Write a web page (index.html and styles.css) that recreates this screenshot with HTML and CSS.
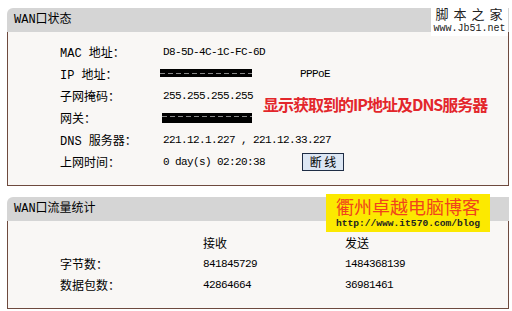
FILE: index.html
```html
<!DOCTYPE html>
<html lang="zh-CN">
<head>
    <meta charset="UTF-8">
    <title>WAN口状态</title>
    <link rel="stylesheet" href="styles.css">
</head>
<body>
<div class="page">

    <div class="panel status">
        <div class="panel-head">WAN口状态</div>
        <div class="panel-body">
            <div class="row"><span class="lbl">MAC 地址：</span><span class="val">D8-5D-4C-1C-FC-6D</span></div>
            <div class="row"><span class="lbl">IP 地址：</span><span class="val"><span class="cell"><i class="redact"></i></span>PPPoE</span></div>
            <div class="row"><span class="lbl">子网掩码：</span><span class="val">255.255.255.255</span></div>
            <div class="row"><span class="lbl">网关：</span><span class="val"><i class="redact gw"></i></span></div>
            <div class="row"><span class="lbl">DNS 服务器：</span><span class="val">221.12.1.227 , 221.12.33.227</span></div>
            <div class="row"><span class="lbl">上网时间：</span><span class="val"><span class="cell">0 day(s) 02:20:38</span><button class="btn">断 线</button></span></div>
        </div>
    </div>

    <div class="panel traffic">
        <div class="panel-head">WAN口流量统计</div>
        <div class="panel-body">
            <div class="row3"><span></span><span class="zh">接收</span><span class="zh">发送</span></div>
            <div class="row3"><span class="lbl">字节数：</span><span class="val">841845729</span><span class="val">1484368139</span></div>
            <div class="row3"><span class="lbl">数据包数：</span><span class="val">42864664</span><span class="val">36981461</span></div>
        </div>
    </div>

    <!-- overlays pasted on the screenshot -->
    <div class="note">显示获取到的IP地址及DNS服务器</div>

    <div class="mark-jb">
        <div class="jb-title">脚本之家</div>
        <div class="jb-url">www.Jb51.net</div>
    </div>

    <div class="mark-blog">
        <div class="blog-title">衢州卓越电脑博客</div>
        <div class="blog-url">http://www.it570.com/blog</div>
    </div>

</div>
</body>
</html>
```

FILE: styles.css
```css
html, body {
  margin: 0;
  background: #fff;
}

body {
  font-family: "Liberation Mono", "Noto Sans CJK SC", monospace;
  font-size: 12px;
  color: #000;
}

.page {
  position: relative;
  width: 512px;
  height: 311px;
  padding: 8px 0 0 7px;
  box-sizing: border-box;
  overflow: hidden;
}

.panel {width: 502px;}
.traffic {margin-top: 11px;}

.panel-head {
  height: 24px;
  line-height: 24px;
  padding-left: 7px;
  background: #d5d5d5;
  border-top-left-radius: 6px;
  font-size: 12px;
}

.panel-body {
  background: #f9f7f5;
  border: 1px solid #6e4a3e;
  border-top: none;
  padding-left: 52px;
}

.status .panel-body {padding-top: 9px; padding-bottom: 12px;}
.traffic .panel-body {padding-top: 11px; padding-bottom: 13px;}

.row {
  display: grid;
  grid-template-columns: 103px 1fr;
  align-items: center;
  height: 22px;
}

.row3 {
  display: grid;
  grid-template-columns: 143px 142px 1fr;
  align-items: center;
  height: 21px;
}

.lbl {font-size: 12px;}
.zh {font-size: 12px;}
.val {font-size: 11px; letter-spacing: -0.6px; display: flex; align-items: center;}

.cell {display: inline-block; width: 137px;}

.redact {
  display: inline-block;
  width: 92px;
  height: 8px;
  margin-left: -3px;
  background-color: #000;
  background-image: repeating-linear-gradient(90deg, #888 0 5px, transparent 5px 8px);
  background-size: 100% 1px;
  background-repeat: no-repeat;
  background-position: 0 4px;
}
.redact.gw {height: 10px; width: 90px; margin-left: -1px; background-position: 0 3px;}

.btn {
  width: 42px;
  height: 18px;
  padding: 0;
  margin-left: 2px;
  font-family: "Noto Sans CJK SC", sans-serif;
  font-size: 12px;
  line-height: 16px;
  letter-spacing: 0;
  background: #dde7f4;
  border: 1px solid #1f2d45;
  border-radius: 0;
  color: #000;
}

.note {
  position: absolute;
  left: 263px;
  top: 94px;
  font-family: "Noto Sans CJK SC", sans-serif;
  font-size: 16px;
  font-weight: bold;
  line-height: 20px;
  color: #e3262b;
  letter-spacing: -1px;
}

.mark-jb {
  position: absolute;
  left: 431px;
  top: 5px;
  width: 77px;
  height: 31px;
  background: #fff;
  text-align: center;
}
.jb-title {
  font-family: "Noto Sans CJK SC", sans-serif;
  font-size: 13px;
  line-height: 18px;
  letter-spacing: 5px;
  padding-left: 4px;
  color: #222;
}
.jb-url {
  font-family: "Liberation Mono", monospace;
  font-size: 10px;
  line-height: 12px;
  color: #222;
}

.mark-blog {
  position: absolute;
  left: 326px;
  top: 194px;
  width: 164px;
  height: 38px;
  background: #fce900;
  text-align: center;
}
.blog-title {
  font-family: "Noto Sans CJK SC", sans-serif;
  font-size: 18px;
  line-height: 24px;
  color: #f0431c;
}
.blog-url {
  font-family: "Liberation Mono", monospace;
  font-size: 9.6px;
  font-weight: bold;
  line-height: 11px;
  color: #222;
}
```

____

## The request
Transcribe the material exactly, keeping every word and none of the pictures.

## Completed task
Write a web page (index.html and styles.css) that recreates this screenshot with HTML and CSS.
FILE: index.html
```html
<!DOCTYPE html>
<html lang="zh-CN">
<head>
    <meta charset="UTF-8">
    <title>WAN口状态</title>
    <link rel="stylesheet" href="styles.css">
</head>
<body>
<div class="page">

    <div class="panel status">
        <div class="panel-head">WAN口状态</div>
        <div class="panel-body">
            <div class="row"><span class="lbl">MAC 地址：</span><span class="val">D8-5D-4C-1C-FC-6D</span></div>
            <div class="row"><span class="lbl">IP 地址：</span><span class="val"><span class="cell"><i class="redact"></i></span>PPPoE</span></div>
            <div class="row"><span class="lbl">子网掩码：</span><span class="val">255.255.255.255</span></div>
            <div class="row"><span class="lbl">网关：</span><span class="val"><i class="redact gw"></i></span></div>
            <div class="row"><span class="lbl">DNS 服务器：</span><span class="val">221.12.1.227 , 221.12.33.227</span></div>
            <div class="row"><span class="lbl">上网时间：</span><span class="val"><span class="cell">0 day(s) 02:20:38</span><button class="btn">断 线</button></span></div>
        </div>
    </div>

    <div class="panel traffic">
        <div class="panel-head">WAN口流量统计</div>
        <div class="panel-body">
            <div class="row3"><span></span><span class="zh">接收</span><span class="zh">发送</span></div>
            <div class="row3"><span class="lbl">字节数：</span><span class="val">841845729</span><span class="val">1484368139</span></div>
            <div class="row3"><span class="lbl">数据包数：</span><span class="val">42864664</span><span class="val">36981461</span></div>
        </div>
    </div>

    <!-- overlays pasted on the screenshot -->
    <div class="note">显示获取到的IP地址及DNS服务器</div>

    <div class="mark-jb">
        <div class="jb-title">脚本之家</div>
        <div class="jb-url">www.Jb51.net</div>
    </div>

    <div class="mark-blog">
        <div class="blog-title">衢州卓越电脑博客</div>
        <div class="blog-url">http://www.it570.com/blog</div>
    </div>

</div>
</body>
</html>
```

FILE: styles.css
```css
html, body {
  margin: 0;
  background: #fff;
}

body {
  font-family: "Liberation Mono", "Noto Sans CJK SC", monospace;
  font-size: 12px;
  color: #000;
}

.page {
  position: relative;
  width: 512px;
  height: 311px;
  padding: 8px 0 0 7px;
  box-sizing: border-box;
  overflow: hidden;
}

.panel {width: 502px;}
.traffic {margin-top: 11px;}

.panel-head {
  height: 24px;
  line-height: 24px;
  padding-left: 7px;
  background: #d5d5d5;
  border-top-left-radius: 6px;
  font-size: 12px;
}

.panel-body {
  background: #f9f7f5;
  border: 1px solid #6e4a3e;
  border-top: none;
  padding-left: 52px;
}

.status .panel-body {padding-top: 9px; padding-bottom: 12px;}
.traffic .panel-body {padding-top: 11px; padding-bottom: 13px;}

.row {
  display: grid;
  grid-template-columns: 103px 1fr;
  align-items: center;
  height: 22px;
}

.row3 {
  display: grid;
  grid-template-columns: 143px 142px 1fr;
  align-items: center;
  height: 21px;
}

.lbl {font-size: 12px;}
.zh {font-size: 12px;}
.val {font-size: 11px; letter-spacing: -0.6px; display: flex; align-items: center;}

.cell {display: inline-block; width: 137px;}

.redact {
  display: inline-block;
  width: 92px;
  height: 8px;
  margin-left: -3px;
  background-color: #000;
  background-image: repeating-linear-gradient(90deg, #888 0 5px, transparent 5px 8px);
  background-size: 100% 1px;
  background-repeat: no-repeat;
  background-position: 0 4px;
}
.redact.gw {height: 10px; width: 90px; margin-left: -1px; background-position: 0 3px;}

.btn {
  width: 42px;
  height: 18px;
  padding: 0;
  margin-left: 2px;
  font-family: "Noto Sans CJK SC", sans-serif;
  font-size: 12px;
  line-height: 16px;
  letter-spacing: 0;
  background: #dde7f4;
  border: 1px solid #1f2d45;
  border-radius: 0;
  color: #000;
}

.note {
  position: absolute;
  left: 263px;
  top: 94px;
  font-family: "Noto Sans CJK SC", sans-serif;
  font-size: 16px;
  font-weight: bold;
  line-height: 20px;
  color: #e3262b;
  letter-spacing: -1px;
}

.mark-jb {
  position: absolute;
  left: 431px;
  top: 5px;
  width: 77px;
  height: 31px;
  background: #fff;
  text-align: center;
}
.jb-title {
  font-family: "Noto Sans CJK SC", sans-serif;
  font-size: 13px;
  line-height: 18px;
  letter-spacing: 5px;
  padding-left: 4px;
  color: #222;
}
.jb-url {
  font-family: "Liberation Mono", monospace;
  font-size: 10px;
  line-height: 12px;
  color: #222;
}

.mark-blog {
  position: absolute;
  left: 326px;
  top: 194px;
  width: 164px;
  height: 38px;
  background: #fce900;
  text-align: center;
}
.blog-title {
  font-family: "Noto Sans CJK SC", sans-serif;
  font-size: 18px;
  line-height: 24px;
  color: #f0431c;
}
.blog-url {
  font-family: "Liberation Mono", monospace;
  font-size: 9.6px;
  font-weight: bold;
  line-height: 11px;
  color: #222;
}
```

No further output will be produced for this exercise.